英語の勉強が好きで、他は悪くても、英語のテストだけはだいたいいつも1番だった。 

1日1回は必ずALT(Assistant Language Teacher )のところへいって英会話の練習もしていた。

県の事業で、アメリカからくる同年代の高校生たちのホームステイ先を募集しているという張り紙が高校の掲示板に貼ってあったのを見つけたとき、絶対やってみたい!!と思った。

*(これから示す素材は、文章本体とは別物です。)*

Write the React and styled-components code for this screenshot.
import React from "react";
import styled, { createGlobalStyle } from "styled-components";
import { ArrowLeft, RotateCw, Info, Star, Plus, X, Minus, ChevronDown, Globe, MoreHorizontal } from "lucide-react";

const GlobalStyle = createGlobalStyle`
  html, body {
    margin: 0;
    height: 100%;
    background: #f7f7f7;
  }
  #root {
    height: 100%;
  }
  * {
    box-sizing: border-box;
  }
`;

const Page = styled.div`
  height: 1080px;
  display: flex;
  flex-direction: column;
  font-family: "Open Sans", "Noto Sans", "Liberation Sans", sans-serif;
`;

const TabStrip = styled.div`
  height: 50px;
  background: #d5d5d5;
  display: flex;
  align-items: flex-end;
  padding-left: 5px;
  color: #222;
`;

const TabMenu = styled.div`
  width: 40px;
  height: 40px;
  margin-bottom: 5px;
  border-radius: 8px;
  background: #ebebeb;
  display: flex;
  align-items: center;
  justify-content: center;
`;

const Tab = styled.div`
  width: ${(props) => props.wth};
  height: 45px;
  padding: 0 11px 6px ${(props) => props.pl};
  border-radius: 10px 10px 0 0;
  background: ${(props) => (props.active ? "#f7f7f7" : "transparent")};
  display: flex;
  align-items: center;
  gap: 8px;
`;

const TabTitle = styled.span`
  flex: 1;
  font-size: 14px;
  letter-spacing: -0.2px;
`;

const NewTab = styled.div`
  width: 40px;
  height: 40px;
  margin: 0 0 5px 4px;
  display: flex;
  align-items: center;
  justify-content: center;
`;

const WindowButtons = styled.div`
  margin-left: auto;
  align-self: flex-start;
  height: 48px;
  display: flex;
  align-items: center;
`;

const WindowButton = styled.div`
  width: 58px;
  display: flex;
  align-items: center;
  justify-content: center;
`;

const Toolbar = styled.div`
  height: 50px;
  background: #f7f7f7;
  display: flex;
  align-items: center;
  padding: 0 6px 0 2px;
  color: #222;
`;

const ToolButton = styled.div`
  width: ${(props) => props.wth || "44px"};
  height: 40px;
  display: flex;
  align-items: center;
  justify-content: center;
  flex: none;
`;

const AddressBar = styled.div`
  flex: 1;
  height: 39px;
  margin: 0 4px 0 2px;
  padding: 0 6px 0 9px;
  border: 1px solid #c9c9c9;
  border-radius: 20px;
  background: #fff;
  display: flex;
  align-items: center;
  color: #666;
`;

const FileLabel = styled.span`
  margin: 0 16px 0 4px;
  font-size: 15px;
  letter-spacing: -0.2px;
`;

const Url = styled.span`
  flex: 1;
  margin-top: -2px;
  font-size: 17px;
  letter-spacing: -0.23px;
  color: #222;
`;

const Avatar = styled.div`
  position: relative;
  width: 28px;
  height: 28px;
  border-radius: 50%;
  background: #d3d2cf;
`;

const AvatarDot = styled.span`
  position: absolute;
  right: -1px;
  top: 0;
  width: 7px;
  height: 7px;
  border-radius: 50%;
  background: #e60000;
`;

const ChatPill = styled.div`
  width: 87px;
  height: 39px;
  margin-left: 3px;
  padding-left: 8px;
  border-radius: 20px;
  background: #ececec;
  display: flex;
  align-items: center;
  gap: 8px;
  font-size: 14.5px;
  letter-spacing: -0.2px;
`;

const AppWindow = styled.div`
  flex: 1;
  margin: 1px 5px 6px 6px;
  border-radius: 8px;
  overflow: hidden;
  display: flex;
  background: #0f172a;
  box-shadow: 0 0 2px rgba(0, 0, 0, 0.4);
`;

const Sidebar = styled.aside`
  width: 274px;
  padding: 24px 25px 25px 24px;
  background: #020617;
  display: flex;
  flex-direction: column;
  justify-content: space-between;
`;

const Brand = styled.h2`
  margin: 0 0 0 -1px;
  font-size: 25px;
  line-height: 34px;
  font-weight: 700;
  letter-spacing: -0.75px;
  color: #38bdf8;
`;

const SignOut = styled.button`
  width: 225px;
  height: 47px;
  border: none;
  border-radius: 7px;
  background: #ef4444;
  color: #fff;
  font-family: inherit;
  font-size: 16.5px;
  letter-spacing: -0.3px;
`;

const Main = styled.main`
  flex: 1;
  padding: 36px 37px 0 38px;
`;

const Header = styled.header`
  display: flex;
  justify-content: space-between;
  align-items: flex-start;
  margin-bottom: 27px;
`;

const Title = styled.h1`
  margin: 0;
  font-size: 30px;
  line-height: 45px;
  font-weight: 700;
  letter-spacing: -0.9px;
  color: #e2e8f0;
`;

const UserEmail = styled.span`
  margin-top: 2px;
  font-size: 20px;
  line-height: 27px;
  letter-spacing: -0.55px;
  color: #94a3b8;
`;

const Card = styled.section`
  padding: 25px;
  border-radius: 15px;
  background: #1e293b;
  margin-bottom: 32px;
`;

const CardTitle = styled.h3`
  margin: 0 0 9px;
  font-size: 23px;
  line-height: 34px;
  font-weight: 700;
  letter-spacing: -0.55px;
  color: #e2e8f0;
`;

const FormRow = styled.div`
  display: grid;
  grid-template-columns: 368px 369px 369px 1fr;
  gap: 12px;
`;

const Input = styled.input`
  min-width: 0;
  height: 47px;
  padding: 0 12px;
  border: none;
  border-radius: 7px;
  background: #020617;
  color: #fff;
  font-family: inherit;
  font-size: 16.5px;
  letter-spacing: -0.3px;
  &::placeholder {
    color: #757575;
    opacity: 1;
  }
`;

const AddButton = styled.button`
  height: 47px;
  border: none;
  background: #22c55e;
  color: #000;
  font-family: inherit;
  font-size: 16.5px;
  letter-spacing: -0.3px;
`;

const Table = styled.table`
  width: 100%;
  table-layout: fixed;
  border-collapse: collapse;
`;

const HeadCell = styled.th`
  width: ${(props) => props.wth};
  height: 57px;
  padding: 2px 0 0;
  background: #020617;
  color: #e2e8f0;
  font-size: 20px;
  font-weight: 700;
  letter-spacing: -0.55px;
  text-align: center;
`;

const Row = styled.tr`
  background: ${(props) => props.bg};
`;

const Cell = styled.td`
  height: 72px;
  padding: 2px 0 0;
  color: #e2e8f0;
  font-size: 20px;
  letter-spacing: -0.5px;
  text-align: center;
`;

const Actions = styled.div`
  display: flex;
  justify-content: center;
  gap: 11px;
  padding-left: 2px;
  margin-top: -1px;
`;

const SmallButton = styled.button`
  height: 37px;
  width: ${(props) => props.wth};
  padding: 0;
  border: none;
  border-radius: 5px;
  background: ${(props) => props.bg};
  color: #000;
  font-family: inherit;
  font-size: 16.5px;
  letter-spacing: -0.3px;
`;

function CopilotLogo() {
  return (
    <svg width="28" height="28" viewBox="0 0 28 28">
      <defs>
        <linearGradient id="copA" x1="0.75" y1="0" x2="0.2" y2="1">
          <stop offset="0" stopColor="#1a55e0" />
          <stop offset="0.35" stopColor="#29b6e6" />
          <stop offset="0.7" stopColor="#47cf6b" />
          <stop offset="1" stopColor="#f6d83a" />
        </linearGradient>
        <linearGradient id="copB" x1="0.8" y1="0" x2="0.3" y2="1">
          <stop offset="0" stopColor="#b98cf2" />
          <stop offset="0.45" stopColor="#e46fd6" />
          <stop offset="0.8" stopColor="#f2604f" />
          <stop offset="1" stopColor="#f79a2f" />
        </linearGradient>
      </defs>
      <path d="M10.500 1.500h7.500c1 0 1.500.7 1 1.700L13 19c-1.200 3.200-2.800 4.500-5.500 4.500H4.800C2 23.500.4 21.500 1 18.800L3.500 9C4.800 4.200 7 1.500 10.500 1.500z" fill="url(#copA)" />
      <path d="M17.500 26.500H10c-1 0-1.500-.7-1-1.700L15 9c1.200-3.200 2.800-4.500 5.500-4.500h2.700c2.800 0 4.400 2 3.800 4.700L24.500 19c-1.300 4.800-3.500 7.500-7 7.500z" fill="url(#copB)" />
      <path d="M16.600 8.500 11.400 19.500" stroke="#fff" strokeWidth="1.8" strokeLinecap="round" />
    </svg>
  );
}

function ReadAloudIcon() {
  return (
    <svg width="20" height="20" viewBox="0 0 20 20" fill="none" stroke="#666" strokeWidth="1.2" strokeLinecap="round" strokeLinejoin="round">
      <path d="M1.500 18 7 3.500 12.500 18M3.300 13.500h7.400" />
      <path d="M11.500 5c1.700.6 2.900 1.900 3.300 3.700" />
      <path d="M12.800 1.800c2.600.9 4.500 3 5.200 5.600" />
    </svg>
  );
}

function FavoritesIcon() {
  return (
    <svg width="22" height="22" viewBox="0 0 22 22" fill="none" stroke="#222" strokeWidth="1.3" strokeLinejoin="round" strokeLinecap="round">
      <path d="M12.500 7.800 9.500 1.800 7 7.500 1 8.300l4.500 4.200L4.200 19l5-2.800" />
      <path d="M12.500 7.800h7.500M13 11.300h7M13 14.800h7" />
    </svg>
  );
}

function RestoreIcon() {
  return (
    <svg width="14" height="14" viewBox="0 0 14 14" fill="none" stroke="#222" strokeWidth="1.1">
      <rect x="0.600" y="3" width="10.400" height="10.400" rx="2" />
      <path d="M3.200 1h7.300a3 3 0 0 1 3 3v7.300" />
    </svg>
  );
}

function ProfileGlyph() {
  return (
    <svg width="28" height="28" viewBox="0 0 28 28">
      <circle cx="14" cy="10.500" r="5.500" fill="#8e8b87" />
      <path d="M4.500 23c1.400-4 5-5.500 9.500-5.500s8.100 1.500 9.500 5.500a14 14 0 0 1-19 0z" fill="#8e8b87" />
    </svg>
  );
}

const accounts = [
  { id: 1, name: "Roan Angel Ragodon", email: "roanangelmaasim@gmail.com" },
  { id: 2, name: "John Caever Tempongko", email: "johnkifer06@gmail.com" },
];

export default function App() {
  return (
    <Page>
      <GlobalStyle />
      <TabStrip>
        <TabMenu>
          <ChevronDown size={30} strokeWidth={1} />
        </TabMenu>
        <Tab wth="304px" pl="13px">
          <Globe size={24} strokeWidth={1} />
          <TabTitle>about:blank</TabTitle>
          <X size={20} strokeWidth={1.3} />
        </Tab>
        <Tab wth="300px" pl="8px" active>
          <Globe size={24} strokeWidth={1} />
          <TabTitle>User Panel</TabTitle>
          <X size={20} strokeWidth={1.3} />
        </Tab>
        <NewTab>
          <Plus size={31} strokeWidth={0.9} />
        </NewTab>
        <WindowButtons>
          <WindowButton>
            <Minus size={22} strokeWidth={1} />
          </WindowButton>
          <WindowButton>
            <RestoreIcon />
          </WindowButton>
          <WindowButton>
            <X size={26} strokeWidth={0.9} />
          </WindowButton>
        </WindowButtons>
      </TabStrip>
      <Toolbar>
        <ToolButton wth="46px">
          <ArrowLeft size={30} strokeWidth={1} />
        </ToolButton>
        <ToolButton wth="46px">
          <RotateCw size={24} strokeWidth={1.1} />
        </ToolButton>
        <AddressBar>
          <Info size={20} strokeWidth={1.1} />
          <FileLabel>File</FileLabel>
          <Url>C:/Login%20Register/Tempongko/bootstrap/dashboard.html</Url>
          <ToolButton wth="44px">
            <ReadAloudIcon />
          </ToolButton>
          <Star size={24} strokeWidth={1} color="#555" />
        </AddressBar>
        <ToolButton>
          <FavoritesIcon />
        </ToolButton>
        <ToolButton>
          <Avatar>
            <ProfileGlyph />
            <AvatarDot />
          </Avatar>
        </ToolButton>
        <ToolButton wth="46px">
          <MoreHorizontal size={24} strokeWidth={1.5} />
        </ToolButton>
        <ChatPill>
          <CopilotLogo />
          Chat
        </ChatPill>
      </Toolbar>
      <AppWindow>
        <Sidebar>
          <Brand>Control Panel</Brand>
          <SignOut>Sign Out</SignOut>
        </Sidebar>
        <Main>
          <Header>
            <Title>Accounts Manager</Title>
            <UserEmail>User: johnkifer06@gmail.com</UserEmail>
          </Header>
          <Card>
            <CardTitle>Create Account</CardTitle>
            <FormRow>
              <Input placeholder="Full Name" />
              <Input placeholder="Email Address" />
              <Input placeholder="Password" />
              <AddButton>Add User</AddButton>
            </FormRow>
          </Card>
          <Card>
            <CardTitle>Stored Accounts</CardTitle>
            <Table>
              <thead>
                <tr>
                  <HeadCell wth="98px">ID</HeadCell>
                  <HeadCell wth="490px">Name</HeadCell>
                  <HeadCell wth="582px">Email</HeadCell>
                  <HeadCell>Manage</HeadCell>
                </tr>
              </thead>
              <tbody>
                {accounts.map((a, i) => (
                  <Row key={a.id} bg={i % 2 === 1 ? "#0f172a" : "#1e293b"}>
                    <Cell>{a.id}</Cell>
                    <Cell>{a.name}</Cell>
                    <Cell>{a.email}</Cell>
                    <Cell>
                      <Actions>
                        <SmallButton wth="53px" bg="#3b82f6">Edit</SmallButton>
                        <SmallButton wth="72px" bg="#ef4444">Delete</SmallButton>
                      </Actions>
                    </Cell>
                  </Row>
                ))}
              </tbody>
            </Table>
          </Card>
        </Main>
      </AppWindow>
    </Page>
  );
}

張り紙がキラキラ光って見えた。

期待に胸が膨らんだ。

絶対にアメリカの高校生と交流してみたかった。



しかし、私の母の収入ではダメだと担任の先生に告げられた時、


あの時のことは今でもはっきり覚えている。


家のスペースも無いかもしれないし

お父さんもいないし

アメリカからホームステイに来た生徒のことをもてなせるわけがないと言われた。


泣いた。



自分の力ではどうしようもできない。

それまでは何とか工夫をしながら生きてきたけど、
私が1人で頑張っても
それだけは解決方法が、わからなかった。


毎日泣きながら寝た。


この時だけはお父さんがいればよかったのに、
もっとお金があればよかったのに、
と思った。


高校の先生たちはやさしくて、私に前年度のいらなくなった問題集をくれていたし
(国語、理科、社会、音楽は貰っていた記憶がある)

英語の先生は、英単語テストで1位になった賞品は何が良いか私に聞いてくれた。
英和辞典はボロボロになって何度もページが外れてしまっていたので、新しいものは学校から商品として貰うことができた。


自分でどうにもすることのできないやるせなさも感じだけれど、
その反面、先生たちのやさしさは忘れないと思った。

問題集が買えなかったとしても

本当に欲しいなと思っていたら思いがけない方法で手に入れることができる場合もあるんだなと学んだ。


私も大人になって勉強したいのに出来なくて困っている子がいたら助けようと決めた。




あれから20年以上経った。


今これを書きながらあの時、ホームステイ交流ができなくて悔しかったのはやっぱり悔しかったよなと思い出してちょっと泣いたけど、

有り体な言葉でまとめると、やっぱりあれがあったから今があるのです。


あの時の悔しさを抱きしめる。

あの15歳の泣いている私のところまで戻ってハグしてあげる。いまなんてホームステイどころかイギリスに住んじゃってるよと教えてあげたい。



そして、私は循環させていきたい。



あの時、私を助けてくれた人たちが、してくれたことを他の人に還していきたい。